As for Rabbi Weiss, before popping up inadequately identified in Milbank’s column, he surfaced at a 2007 Holocaust denial conference in Iran with then-President Mahmoud Ahmadinejad, and in 2004 in France taking flowers to the dying Palestine Liberation Organization leader Yasser Arafat (“New York Rabbi Finds Friends in Iran and enemies at Home,” New York Times, Jan. 15, 2007).

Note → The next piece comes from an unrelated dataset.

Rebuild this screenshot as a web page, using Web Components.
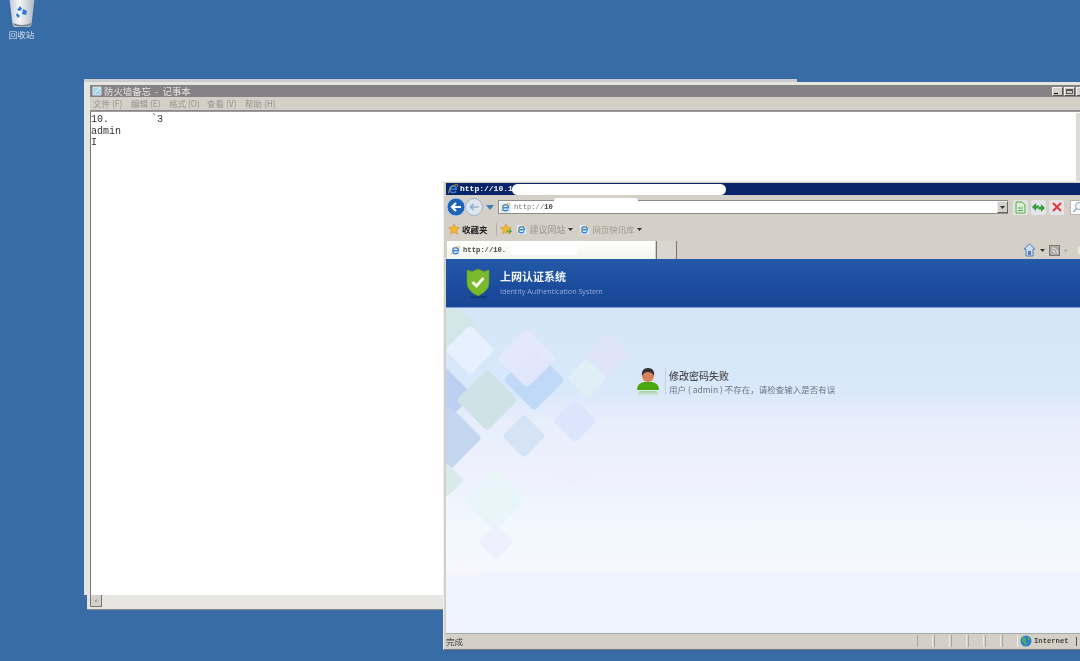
<!DOCTYPE html>
<html lang="zh">
<head>
<meta charset="utf-8">
<title>desktop</title>
<style>
  html, body { margin: 0; height: 100%; background: #376ca6; overflow: hidden; }
</style>
</head>
<body>
<win-desktop>
  <desk-icon label="回收站"></desk-icon>
  <note-window title="防火墙备忘 - 记事本">10.       `3
admin
I</note-window>
  <ie-window>
    <auth-page></auth-page>
  </ie-window>
</win-desktop>

<script>
(function() {
  const CJK = '"Noto Sans CJK SC", "Noto Sans", sans-serif';

  // the blue e with its orange swoosh, with or without a page behind it
  const ieIcon = (s, page) => `<svg width="${s}" height="${s}" viewBox="0 0 16 16" style="flex:none">
    ${page === false ? "" : '<rect x="1" y="1" width="14" height="14" rx="2" fill="#eef3f8" stroke="#b9c4d0" stroke-width=".6"/>'}
    <path d="M3.800 8.300h8.600Q12.400 4 8.200 4 3.800 4 3.800 8.600q0 4.200 4.400 4.200 2.800 0 3.900-2" fill="none" stroke="#2f86d8" stroke-width="2"/>
    <path d="M1.800 14Q3 6 10 2.800q3.400-1.600 4.200-.4.500 1-.9 3" fill="none" stroke="#e8ab3a" stroke-width="1.100"/></svg>`;

  const star = (s, extra) => `<svg width="${s}" height="${s}" viewBox="0 0 16 16" style="flex:none">
    <path d="M8 1l2.200 4.600 5 .7-3.600 3.500.9 5L8 12.400l-4.500 2.400.9-5L.8 6.300l5-.7z" fill="#f3b52c" stroke="#c88a1c" stroke-width=".6"/>${extra || ""}</svg>`;

  const arrow = `<svg width="5" height="3" viewBox="0 0 5 3" style="flex:none"><path d="M0 0h5L2.500 3z" fill="#333"/></svg>`;

  class WinDesktop extends HTMLElement {
    constructor() {
      super();
      this.attachShadow({ mode: "open" }).innerHTML = `
      <style>
      :host { display: block; position: relative; width: 1080px; height: 661px; overflow: hidden; background: #376ca6; filter: blur(.7px); }
      </style>
      <slot></slot>`;
    }
  }

  class DeskIcon extends HTMLElement {
    constructor() {
      super();
      this.attachShadow({ mode: "open" }).innerHTML = `
      <style>
      :host { position: absolute; left: 4px; top: -2px; width: 35px; display: flex; flex-direction: column; align-items: center; gap: 1px; }
      .label { font: 8.500px/10px ${CJK}; color: #d5e2f0; white-space: nowrap; }
      </style>
      <svg width="26" height="30" viewBox="0 0 26 30">
        <defs><linearGradient id="bin" x1="0" x2="1" y1="0" y2="0"><stop offset="0" stop-color="#c4ccd2"/><stop offset=".4" stop-color="#f4f7f9"/><stop offset="1" stop-color="#aeb6bd"/></linearGradient></defs>
        <path d="M.5 1h25l-3 25q-.3 3-3 3H6.500q-2.700 0-3-3z" fill="url(#bin)"/>
        <path d="M4 25q9 4 18 0l-.4 2.500q-8.600 2.500-17 0z" fill="#7d858c"/>
        <path d="M8 12l3-4 2 3-2 2zM14 11l4 2-1 4-4-1zM8 15l3 3-2 2-2-3z" fill="#2f78d0"/>
      </svg>
      <div class="label"></div>`;
    }
    connectedCallback() {
      this.shadowRoot.querySelector(".label").textContent = this.getAttribute("label");
    }
  }

  class NoteWindow extends HTMLElement {
    constructor() {
      super();
      this.attachShadow({ mode: "open" }).innerHTML = `
      <style>
      :host { position: absolute; left: 84px; top: 82px; width: 1010px; height: 528px; background: #e6e4df; box-sizing: border-box; padding: 3px 0 2px 6px; display: flex; flex-direction: column; border-bottom: 1px solid #8a8a8a; font-family: ${CJK}; }
      .sliver { position: absolute; left: 0; top: -3px; width: 713px; height: 3px; background: #c9cbd0; }
      .notch { position: absolute; left: 0; top: 513px; width: 3px; height: 15px; background: #376ca6; }
      .bar { height: 12px; background: #858285; display: flex; align-items: center; color: #e4e2e2; font-size: 9.400px; line-height: 12px; padding-left: 2px; gap: 2px; flex: none; }
      .bar .t { flex: 1; white-space: pre; margin-top: -1px; }
      .btns { display: flex; gap: 1px; padding-right: 7px; }
      .btns i { width: 11px; height: 9px; background: #d4d0c8; border: 1px solid #f2f2f2; border-right-color: #555; border-bottom-color: #555; box-sizing: border-box; display: block; position: relative; }
      .btns i.min::after { content: ""; position: absolute; left: 1px; bottom: 1px; width: 4px; height: 1px; background: #000; }
      .btns i.max::after { content: ""; position: absolute; inset: 1px; border: 1px solid #555; border-top-width: 2px; box-sizing: border-box; }
      .menu { height: 14px; flex: none; background: #d4d0c8; display: flex; align-items: center; gap: 9px; padding: 0 0 1px 3px; font-size: 8.500px; color: #96948e; border-bottom: 1px solid #8b8985; box-sizing: border-box; white-space: nowrap; }
      .menu span { width: 29px; }
      .edit { flex: 1; min-height: 0; background: #fff; border-left: 1px solid #777; border-top: 1px solid #9c9c9c; display: flex; }
      pre { margin: 0; flex: 1; padding: 2px 0 0 0; font: 10px/11.500px "Liberation Mono", monospace; color: #333; }
      .hs { height: 12px; flex: none; background: #e7e6e2; display: flex; align-items: stretch; }
      .hs b { width: 12px; border: 1px solid #777; border-top: 0; box-sizing: border-box; background: #d4d0c8; font: 6px/10px "Liberation Sans", sans-serif; color: #333; text-align: center; }
      .right { position: absolute; left: 992px; top: 31px; width: 4px; height: 480px; background: #dedcd7; }
      </style>
      <div class="sliver"></div><div class="notch"></div>
      <div class="bar">
        <svg width="10" height="10" viewBox="0 0 10 10"><path d="M1 1h8v8H1z" fill="#9fd3e6" stroke="#e8f4f8" stroke-width=".8"/><path d="M3 7L8 2" stroke="#fff" stroke-width="1"/></svg>
        <span class="t"></span>
        <div class="btns"><i class="min"></i><i class="max"></i><i></i></div>
      </div>
      <div class="menu"><span>文件 (F)</span><span>编辑 (E)</span><span>格式 (O)</span><span>查看 (V)</span><span>帮助 (H)</span></div>
      <div class="edit"><pre><slot></slot></pre></div>
      <div class="hs"><b>‹</b></div>
      <div class="right"></div>`;
    }
    connectedCallback() {
      this.shadowRoot.querySelector(".t").textContent = this.getAttribute("title").replace(" - ", "  -  ");
    }
  }

  class IeWindow extends HTMLElement {
    constructor() {
      super();
      this.attachShadow({ mode: "open" }).innerHTML = `
      <style>
      :host { position: absolute; left: 443px; top: 181px; width: 660px; height: 469px; box-sizing: border-box; padding: 1px 0 1px 2px; background: #d4d0c8; border-left: 1px solid #f0f0f0; border-top: 1px solid #f0f0f0; border-bottom: 1px solid #777; display: flex; flex-direction: column; font-family: ${CJK}; }
      .title { height: 12px; flex: none; background: #0a246a; display: flex; align-items: center; gap: 1px; color: #fff; font: bold 8px/12px "Liberation Mono", monospace; position: relative; padding-left: 1px; }
      .mask { position: absolute; background: #fff; }
      .m1 { left: 66px; top: 1px; width: 214px; height: 11px; border-radius: 6px; }
      .nav { height: 24px; flex: none; display: flex; align-items: center; padding-left: 1px; gap: 2px; position: relative; }
      .addr { width: 510px; height: 14px; box-sizing: border-box; background: #fff; border: 1px solid #8c8c8c; border-right: 0; display: flex; align-items: center; gap: 3px; padding-left: 1px; font: 7.200px/12px "Liberation Mono", monospace; color: #777; position: relative; margin-left: 1px; }
      .addr b { color: #444; }
      .addr .drop { position: absolute; right: 0; top: 0; width: 11px; height: 12px; background: #d4d0c8; border: 1px solid #666; border-top-color: #eee; border-left-color: #eee; box-sizing: border-box; display: flex; align-items: center; justify-content: center; }
      .m2 { left: 55px; top: -3px; width: 84px; height: 4px; border-radius: 3px 3px 0 0; }
      .tool { width: 15px; height: 15px; background: #e3e4e8; border-radius: 2px; display: flex; align-items: center; justify-content: center; flex: none; margin-left: 1px; }
      .tool.first { margin-left: 3px; }
      .search { margin-left: 4px; width: 30px; height: 15px; background: #fff; border: 1px solid #b5b5b5; box-sizing: border-box; display: flex; align-items: center; padding-left: 1px; flex: none; }
      .favs { height: 20px; flex: none; display: flex; align-items: center; font-size: 9px; white-space: nowrap; color: #9a9892; padding-left: 2px; }
      .favs .strong { color: #222; font-size: 8.500px; font-weight: 700; margin: 0 8px 0 0; }
      .favs .sep { width: 1px; height: 13px; background: #b5b2aa; margin-right: 3px; }
      .favs .narrow { font-size: 8.400px; }
      .tabs { height: 20px; flex: none; display: flex; align-items: flex-end; padding-left: 1px; box-sizing: border-box; }
      .tab { width: 208px; height: 18px; background: linear-gradient(#fff, #f4f3f0); display: flex; align-items: center; gap: 2px; font: bold 7.200px/12px "Liberation Mono", monospace; color: #444; padding-left: 3px; box-sizing: border-box; position: relative; flex: none; }
      .m3 { left: 64px; top: 3px; width: 67px; height: 11px; border-radius: 4px; }
      .newtab { width: 21px; height: 18px; box-sizing: border-box; border: 1px solid #77756f; border-width: 0 1px; margin-left: 1px; background: #d9d6cf; flex: none; }
      .tabtools { display: flex; align-items: center; gap: 4px; margin-left: 346px; height: 18px; }
      .tabtools u { width: 5px; height: 7px; background: #e8e7e3; margin-left: 6px; flex: none; }
      .page { flex: 1; min-height: 0; display: flex; flex-direction: column; }
      .status { height: 14px; flex: none; display: flex; align-items: center; font-size: 8.500px; color: #444; border-top: 1px solid #aaa; }
      .status .done { width: 471px; flex: none; }
      .status .cell { width: 16px; height: 12px; box-sizing: border-box; border-left: 1px solid #a8a6a0; border-right: 1px solid #ecebe7; margin-right: 1px; flex: none; }
      .status .net { display: flex; align-items: center; gap: 2px; margin-left: 1px; font: bold 7.200px/12px "Liberation Mono", monospace; white-space: nowrap; }
      .status .net i { width: 1px; height: 9px; background: #555; margin-left: 5px; }
      </style>
      <div class="title">${ieIcon(12, false)}<span>http://10.1</span><div class="mask m1"></div></div>
      <div class="nav">
        <svg width="36" height="22" viewBox="0 0 36 22" style="flex:none">
          <circle cx="27" cy="11" r="8.500" fill="#dde6ee" stroke="#9fb2c4"/><path d="M31.500 11h-8m3-3l-3 3 3 3" fill="none" stroke="#8fb0cc" stroke-width="1.600"/>
          <circle cx="9" cy="11" r="9" fill="#1d63b8" stroke="#bcd0e6"/><path d="M14 11H5m4-4l-4 4 4 4" fill="none" stroke="#fff" stroke-width="2.200"/>
        </svg>
        <svg width="8" height="5" viewBox="0 0 8 5" style="flex:none;margin:0 1px"><path d="M0 0h8L4 5z" fill="#3f7fb8"/></svg>
        <div class="addr">${ieIcon(11)}<span>http://<b>10</b></span><div class="mask m2"></div>
          <div class="drop">${arrow}</div></div>
        <div class="tool first"><svg width="11" height="13" viewBox="0 0 11 13"><path d="M1 1h6l3 3v8H1z" fill="#d9efd4" stroke="#58a84e"/><path d="M3 7h5M3 9.500h5" stroke="#58a84e"/></svg></div>
        <div class="tool"><svg width="13" height="11" viewBox="0 0 13 11"><path d="M0 5l4-4v2.500h3v3H4V9zM13 6L9 2v2.500H6.500v3H9V10z" fill="#2f9e3b"/></svg></div>
        <div class="tool"><svg width="10" height="10" viewBox="0 0 10 10"><path d="M1 1l8 8M9 1l-8 8" stroke="#e0383a" stroke-width="2"/></svg></div>
        <div class="search"><svg width="12" height="12" viewBox="0 0 12 12"><circle cx="7" cy="5" r="3.500" fill="#eef4fb" stroke="#8da9c4"/><path d="M4.500 7.500L1.500 11" stroke="#8da9c4" stroke-width="1.400"/></svg></div>
      </div>
      <div class="favs">
        ${star(12)}<span class="strong" style="margin-left:2px">收藏夹</span><span class="sep"></span>
        ${star(12, '<path d="M9 11h6m-2.500-2.500L15 11l-2.500 2.500" stroke="#3aa33a" stroke-width="1.600" fill="none"/>')}
        <span style="width:4px"></span>${ieIcon(11)}<span style="margin:0 2px 0 3px">建议网站</span>${arrow}
        <span style="width:6px"></span>${ieIcon(11)}<span class="narrow" style="margin:0 3px 0 3px">网页快讯库</span>${arrow}
      </div>
      <div class="tabs">
        <div class="tab">${ieIcon(11, false)}<span>http://10.</span><div class="mask m3"></div></div>
        <div class="newtab"></div>
        <div class="tabtools">
          <svg width="13" height="14" viewBox="0 0 13 14" style="flex:none"><path d="M6.500 1L1 6h2v7h7V6h2z" fill="#cfdcec" stroke="#4f7fb8"/><rect x="5" y="8" width="3" height="4" fill="#4f7fb8"/></svg>${arrow}
          <svg width="11" height="11" viewBox="0 0 11 11" style="flex:none"><rect x=".5" y=".5" width="10" height="10" fill="#a9a8a4" stroke="#777"/><path d="M3 8.500h.5M3 5.500q3 0 3 3M3 3q5.500 0 5.500 5.500" fill="none" stroke="#eee"/></svg>
          <span style="color:#aaa;font-size:7px">▾</span><u></u>
        </div>
      </div>
      <div class="page"><slot></slot></div>
      <div class="status">
        <span class="done">完成</span>
        <span class="cell"></span><span class="cell"></span><span class="cell"></span><span class="cell"></span><span class="cell"></span><span class="cell"></span>
        <span class="net"><svg width="12" height="12" viewBox="0 0 12 12"><circle cx="6" cy="6" r="5.500" fill="#2f7fc8"/><path d="M3 2l3 1-1 3 2 2-1 3-2-3-2-2zM8 2l2 2v2L8 5z" fill="#58ad58"/></svg>Internet<i></i></span>
      </div>`;
    }
  }

  class AuthPage extends HTMLElement {
    constructor() {
      super();
      const tiles = [
        [453,330,28,"#d3e6e8"],[470,350,25,"#e6f0fe"],[443,395,30,"#bcd0f2"],[534,380,31,"#bfd9f6"],
        [527,358,30,"#e6e8fd",.85],[487,400,31,"#cfe2e6"],[450,438,32,"#c4d6f0"],[524,436,22,"#d5e3f4"],
        [575,421,22,"#dbe6fd"],[608,355,22,"#e0e4fb"],[587,378,20,"#e0eff5"],[572,470,18,"#eeeffc"],
        [495,500,31,"#e8f5f9"],[496,542,18,"#eef1fd"],[447,480,17,"#d8eaea"],[463,577,18,"#f9f5fc"]
      ].map(([x, y, r, c, o]) => {
        const s = r * 1.414, px = x - 446, py = y - 308;
        return `<rect x="${px - s / 2}" y="${py - s / 2}" width="${s}" height="${s}" rx="4" fill="${c}" opacity="${o || 1}" transform="rotate(45 ${px} ${py})"/>`;
      }).join("");
      this.attachShadow({ mode: "open" }).innerHTML = `
      <style>
      :host { display: flex; flex-direction: column; flex: 1; min-height: 0; font-family: ${CJK}; }
      .banner { height: 49px; flex: none; background: linear-gradient(#2259a8, #1c4a9b 70%, #1a4595); border-bottom: 1px solid #7f9fd0; display: flex; align-items: center; gap: 10px; padding-left: 20px; box-sizing: border-box; }
      .names { display: flex; flex-direction: column; gap: 3px; margin-top: -2px; }
      .names b { font-size: 11px; line-height: 14px; color: #f0f4fb; font-weight: 700; }
      .names span { font: 7.200px/10px "Open Sans", "Noto Sans", sans-serif; color: #92aed8; white-space: nowrap; }
      .body { flex: 1; min-height: 0; position: relative; background: linear-gradient(#d5e6f8 0, #d9e8fb 26%, #e1ebfb 30%, #e8eefc 36%, #eef1fd 50%, #eff3fd 58%, #f0f8fe 66%, #f6f8fe 81%, #eff3fd 81.500%, #eff3fd 100%); display: flex; }
      .tiles { position: absolute; left: 0; top: 0; }
      .msg { position: relative; margin: 60px 0 0 190px; display: flex; align-items: flex-start; gap: 3px; height: 30px; }
      .rule { width: 1px; height: 27px; background: #c3cfe3; flex: none; margin-left: 2px; }
      .person { flex: none; margin-top: -1px; }
      .txt { display: flex; flex-direction: column; gap: 0; white-space: nowrap; margin-top: 1px; }
      .txt b { font-size: 10px; line-height: 14px; color: #4a4c50; font-weight: 500; }
      .txt span { font-size: 8.500px; line-height: 13px; color: #6f767f; }
      </style>
      <div class="banner">
        <svg width="24" height="31" viewBox="0 0 24 31" style="flex:none">
          <ellipse cx="12" cy="29" rx="9" ry="1.500" fill="#123a78"/>
          <path d="M1 2l5 1.500L12 1l6 2.500L23 2v13q0 8-11 13Q1 23 1 15z" fill="#7ab82e" stroke="#5a9f1e" stroke-width=".6"/>
          <path d="M6.500 14l4 4 7-8" fill="none" stroke="#f2f8e8" stroke-width="2.800"/>
        </svg>
        <div class="names"><b>上网认证系统</b><span>Identity Authentication System</span></div>
      </div>
      <div class="body">
        <svg class="tiles" width="660" height="267" viewBox="0 0 660 267"><g>${tiles}</g></svg>
        <div class="msg">
          <svg class="person" width="24" height="32" viewBox="0 0 24 32">
            <defs><linearGradient id="refl" x1="0" x2="0" y1="0" y2="1"><stop offset="0" stop-color="#9fd08a"/><stop offset="1" stop-color="#e3eefa" stop-opacity="0"/></linearGradient></defs>
            <path d="M1 23q0-7 7-8h8q7 1 7 8z" fill="#4aa80f"/>
            <rect x="2" y="24" width="20" height="7" rx="3" fill="url(#refl)"/>
            <circle cx="12" cy="9" r="6" fill="#d9825a"/>
            <path d="M6 9q-1-8 6-8t6 8q-2-4-6-4T6 9z" fill="#33312f"/>
          </svg>
          <div class="rule"></div>
          <div class="txt"><b>修改密码失败</b><span>用户 ( admin ) 不存在，请检查输入是否有误</span></div>
        </div>
      </div>`;
    }
  }

  customElements.define("win-desktop", WinDesktop);
  customElements.define("desk-icon", DeskIcon);
  customElements.define("note-window", NoteWindow);
  customElements.define("ie-window", IeWindow);
  customElements.define("auth-page", AuthPage);
})();
</script>
</body>
</html>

According to The Times, Weiss’ Neturei Karta has several thousand followers worldwide. Even fervently Orthodox Jews who might agree with its theology—a renewed Jewish state cannot arise before messianic days and certainly not at the hand of man—distance themselves from the group. But not Milbank, who attempts to bolster his anti-Netanyahu line by giving Weiss the concluding paragraph.

Milbank, in his anti-Netanyahu bill of particulars, also misrepresents the controversy the prime minister sparked by overstating Palestinian Arab leader Haj Amin al-Husseini’s very real role in the Holocaust and importing Nazi ideology to the Arab world. And the columnist overstates Netanyahu’s responsibility for aggravating divisions over Israel among American Jews. These began opening at least with Israel’s war against the PLO in Lebanon in 1982 and suppression of the first Palestinian intifada between 1987 and 1992—before Netanyahu won his first term as prime minister.

Netanyahu derangement syndrome: Not a pretty sight, and in the case of The Washington Post’s Dana Milbank, recurrent and debilitating.